↓↓↓

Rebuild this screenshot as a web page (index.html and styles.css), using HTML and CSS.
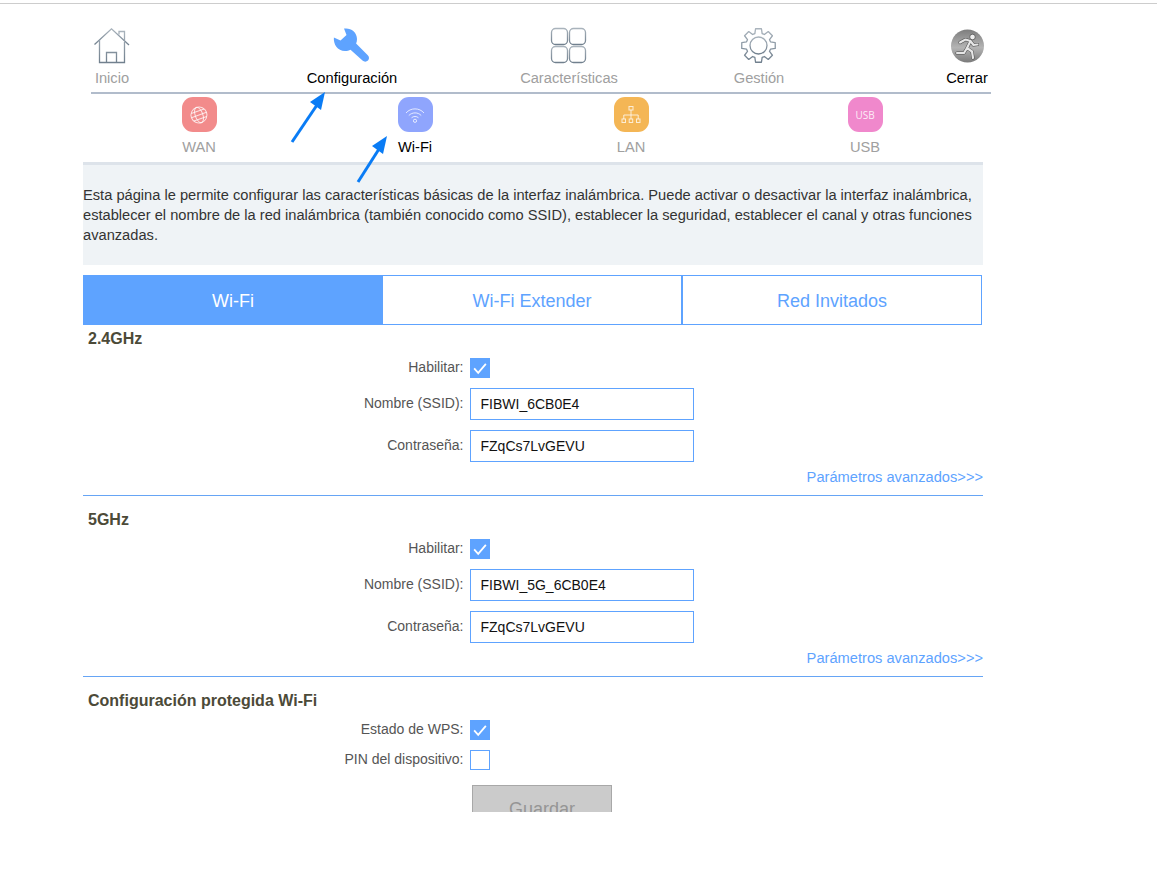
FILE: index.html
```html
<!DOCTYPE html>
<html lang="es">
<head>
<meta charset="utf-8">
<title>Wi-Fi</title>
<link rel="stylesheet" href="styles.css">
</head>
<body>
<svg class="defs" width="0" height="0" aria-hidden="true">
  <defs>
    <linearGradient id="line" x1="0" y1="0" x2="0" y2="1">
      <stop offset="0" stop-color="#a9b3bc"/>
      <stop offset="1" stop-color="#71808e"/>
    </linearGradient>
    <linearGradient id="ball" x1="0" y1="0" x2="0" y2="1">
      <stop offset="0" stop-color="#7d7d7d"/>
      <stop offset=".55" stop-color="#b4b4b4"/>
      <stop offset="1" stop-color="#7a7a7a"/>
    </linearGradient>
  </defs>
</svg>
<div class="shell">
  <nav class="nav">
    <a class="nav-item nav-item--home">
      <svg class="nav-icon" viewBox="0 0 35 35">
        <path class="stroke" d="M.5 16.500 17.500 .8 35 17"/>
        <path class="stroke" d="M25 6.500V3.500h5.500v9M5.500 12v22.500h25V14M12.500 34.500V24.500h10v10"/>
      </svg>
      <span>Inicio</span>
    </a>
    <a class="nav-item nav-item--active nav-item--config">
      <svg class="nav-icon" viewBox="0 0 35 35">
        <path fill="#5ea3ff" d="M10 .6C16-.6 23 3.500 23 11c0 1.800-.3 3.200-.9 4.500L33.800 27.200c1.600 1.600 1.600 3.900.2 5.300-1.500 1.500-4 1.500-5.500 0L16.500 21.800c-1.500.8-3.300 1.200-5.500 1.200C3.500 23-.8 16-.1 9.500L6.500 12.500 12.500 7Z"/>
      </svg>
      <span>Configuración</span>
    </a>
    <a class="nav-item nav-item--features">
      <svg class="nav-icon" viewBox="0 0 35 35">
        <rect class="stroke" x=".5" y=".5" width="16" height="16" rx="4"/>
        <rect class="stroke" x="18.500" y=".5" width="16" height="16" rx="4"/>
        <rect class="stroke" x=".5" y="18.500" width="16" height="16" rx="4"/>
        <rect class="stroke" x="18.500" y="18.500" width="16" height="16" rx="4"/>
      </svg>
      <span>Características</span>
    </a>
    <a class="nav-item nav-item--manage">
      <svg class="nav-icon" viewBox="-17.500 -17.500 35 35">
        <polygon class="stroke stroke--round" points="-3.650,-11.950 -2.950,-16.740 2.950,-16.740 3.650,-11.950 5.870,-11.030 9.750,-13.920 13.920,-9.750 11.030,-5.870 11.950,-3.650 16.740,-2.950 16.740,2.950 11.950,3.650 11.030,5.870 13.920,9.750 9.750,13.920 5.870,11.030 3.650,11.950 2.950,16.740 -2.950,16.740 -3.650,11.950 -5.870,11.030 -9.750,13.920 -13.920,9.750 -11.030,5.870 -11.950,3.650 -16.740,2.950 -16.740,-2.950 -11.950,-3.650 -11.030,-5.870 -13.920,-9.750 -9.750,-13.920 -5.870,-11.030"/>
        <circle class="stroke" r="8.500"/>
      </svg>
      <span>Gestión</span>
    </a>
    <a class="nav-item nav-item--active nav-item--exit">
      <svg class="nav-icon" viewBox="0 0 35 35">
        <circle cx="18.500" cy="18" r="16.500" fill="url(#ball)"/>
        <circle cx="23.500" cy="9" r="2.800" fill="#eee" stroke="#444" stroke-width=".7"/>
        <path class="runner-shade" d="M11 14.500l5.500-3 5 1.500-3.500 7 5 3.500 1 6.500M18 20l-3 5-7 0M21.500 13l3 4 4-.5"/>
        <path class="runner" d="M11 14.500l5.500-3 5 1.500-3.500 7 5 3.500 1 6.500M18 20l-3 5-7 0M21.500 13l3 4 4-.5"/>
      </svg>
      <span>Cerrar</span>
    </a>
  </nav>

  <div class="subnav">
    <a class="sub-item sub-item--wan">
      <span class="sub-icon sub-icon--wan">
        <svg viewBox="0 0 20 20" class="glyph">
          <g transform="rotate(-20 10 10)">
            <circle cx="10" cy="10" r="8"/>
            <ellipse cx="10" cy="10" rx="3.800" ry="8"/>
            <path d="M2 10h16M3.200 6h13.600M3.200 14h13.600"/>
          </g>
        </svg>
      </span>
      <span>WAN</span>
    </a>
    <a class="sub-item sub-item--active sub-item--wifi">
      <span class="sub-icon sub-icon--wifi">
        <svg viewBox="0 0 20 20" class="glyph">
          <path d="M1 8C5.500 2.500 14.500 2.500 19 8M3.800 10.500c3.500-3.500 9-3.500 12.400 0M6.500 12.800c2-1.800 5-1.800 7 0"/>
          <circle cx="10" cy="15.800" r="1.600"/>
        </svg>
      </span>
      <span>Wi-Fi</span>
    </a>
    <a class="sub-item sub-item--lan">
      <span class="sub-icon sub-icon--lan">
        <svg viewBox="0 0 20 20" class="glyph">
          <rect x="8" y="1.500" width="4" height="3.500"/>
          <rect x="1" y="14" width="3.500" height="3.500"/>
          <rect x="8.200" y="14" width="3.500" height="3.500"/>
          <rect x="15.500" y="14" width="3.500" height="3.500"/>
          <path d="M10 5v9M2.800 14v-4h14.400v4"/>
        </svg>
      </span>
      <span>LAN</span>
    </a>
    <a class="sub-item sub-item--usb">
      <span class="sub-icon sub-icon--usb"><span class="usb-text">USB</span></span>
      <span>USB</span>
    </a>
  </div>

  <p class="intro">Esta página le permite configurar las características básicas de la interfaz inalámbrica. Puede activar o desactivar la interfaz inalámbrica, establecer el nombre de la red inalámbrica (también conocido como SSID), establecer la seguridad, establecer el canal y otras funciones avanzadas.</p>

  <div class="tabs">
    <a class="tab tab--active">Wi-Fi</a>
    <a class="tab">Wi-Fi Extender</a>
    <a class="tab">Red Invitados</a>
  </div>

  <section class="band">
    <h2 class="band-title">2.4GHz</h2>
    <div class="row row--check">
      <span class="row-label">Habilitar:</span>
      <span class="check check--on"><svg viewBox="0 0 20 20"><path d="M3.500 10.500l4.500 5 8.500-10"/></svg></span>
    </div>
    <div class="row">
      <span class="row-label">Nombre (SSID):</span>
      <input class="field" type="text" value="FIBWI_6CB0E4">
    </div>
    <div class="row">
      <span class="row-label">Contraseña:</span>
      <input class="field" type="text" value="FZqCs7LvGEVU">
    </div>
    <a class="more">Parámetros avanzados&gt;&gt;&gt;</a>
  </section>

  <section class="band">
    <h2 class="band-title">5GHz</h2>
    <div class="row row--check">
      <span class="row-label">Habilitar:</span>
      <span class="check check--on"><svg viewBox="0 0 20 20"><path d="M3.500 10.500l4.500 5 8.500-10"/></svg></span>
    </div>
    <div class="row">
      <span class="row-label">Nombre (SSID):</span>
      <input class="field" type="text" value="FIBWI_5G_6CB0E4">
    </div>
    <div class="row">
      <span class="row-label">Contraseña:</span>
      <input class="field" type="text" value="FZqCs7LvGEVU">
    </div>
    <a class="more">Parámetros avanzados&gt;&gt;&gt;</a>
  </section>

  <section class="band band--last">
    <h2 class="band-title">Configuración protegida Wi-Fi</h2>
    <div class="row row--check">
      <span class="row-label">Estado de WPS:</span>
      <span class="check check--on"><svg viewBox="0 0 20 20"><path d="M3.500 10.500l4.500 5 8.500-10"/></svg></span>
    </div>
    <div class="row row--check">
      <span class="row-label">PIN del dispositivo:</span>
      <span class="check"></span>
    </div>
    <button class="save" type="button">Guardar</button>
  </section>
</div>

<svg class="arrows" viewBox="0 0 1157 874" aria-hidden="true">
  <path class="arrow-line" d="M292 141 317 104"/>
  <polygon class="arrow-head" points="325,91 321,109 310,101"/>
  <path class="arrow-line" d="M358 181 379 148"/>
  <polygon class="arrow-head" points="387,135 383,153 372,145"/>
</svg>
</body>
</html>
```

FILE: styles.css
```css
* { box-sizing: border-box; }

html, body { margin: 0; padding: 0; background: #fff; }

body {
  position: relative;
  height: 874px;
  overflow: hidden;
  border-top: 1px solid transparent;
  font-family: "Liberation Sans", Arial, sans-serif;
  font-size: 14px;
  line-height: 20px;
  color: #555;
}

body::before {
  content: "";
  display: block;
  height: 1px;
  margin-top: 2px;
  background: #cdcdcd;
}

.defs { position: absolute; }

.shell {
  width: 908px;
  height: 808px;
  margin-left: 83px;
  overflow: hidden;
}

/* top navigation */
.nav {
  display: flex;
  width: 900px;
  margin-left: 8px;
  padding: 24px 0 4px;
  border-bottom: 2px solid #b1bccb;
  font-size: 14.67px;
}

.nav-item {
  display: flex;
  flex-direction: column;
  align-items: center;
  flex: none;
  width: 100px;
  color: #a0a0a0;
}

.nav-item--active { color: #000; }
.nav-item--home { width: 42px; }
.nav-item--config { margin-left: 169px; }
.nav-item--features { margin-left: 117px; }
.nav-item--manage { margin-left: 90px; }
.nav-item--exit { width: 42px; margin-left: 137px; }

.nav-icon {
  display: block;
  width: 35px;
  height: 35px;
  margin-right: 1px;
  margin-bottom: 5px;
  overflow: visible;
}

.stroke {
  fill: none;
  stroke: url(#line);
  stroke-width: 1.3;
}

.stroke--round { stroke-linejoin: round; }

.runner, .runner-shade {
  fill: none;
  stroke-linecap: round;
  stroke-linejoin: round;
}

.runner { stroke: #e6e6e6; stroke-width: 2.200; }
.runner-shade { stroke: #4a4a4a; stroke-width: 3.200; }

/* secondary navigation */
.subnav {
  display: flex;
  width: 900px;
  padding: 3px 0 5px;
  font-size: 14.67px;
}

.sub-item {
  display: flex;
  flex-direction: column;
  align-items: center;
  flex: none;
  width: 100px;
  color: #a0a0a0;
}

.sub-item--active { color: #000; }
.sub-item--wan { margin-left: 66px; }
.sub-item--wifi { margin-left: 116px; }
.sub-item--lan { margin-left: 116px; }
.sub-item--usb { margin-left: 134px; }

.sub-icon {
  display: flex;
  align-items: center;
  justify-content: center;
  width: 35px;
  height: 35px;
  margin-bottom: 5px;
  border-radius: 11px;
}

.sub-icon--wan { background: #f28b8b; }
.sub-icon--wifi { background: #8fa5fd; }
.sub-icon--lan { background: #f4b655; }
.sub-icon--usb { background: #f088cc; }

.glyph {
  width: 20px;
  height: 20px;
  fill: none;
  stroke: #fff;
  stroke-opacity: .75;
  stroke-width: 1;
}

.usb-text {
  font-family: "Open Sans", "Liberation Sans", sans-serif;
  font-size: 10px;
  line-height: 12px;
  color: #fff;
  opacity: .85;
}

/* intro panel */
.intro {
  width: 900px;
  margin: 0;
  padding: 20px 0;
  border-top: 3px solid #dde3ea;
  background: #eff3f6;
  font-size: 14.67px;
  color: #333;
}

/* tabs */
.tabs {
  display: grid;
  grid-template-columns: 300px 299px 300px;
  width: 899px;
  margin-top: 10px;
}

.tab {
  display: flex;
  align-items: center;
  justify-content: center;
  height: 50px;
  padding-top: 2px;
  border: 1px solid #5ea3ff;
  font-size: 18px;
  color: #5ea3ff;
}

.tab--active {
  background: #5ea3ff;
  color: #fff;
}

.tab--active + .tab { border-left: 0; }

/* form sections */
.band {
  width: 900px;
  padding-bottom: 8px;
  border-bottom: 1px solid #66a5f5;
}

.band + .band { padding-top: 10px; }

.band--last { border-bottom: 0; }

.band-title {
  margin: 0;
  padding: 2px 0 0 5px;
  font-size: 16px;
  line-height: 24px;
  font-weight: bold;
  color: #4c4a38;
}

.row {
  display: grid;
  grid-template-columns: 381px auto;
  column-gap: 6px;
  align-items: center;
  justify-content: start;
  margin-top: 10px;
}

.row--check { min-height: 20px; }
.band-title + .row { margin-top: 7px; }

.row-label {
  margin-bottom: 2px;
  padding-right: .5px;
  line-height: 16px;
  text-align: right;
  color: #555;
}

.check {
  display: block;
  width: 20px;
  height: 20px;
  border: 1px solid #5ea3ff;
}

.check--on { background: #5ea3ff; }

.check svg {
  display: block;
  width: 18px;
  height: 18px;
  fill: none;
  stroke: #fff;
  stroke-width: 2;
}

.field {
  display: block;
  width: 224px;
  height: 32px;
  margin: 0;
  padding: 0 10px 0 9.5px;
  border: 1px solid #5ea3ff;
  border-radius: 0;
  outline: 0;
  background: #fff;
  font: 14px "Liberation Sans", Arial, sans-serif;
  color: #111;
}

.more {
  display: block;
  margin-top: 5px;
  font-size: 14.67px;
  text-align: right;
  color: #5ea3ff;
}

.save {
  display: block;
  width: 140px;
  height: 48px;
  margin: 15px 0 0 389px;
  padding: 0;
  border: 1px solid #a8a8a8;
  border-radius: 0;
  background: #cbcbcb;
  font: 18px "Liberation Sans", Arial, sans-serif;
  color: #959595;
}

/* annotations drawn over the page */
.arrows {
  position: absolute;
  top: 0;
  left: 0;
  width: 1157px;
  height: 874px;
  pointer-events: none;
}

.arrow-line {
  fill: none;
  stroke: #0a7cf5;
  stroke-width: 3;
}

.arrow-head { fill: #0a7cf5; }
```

↑↑↑

Written problem: Read through the data and copy every line where "index" shows up.

Answer below:
Rebuild this screenshot as a web page (index.html and styles.css), using HTML and CSS.
FILE: index.html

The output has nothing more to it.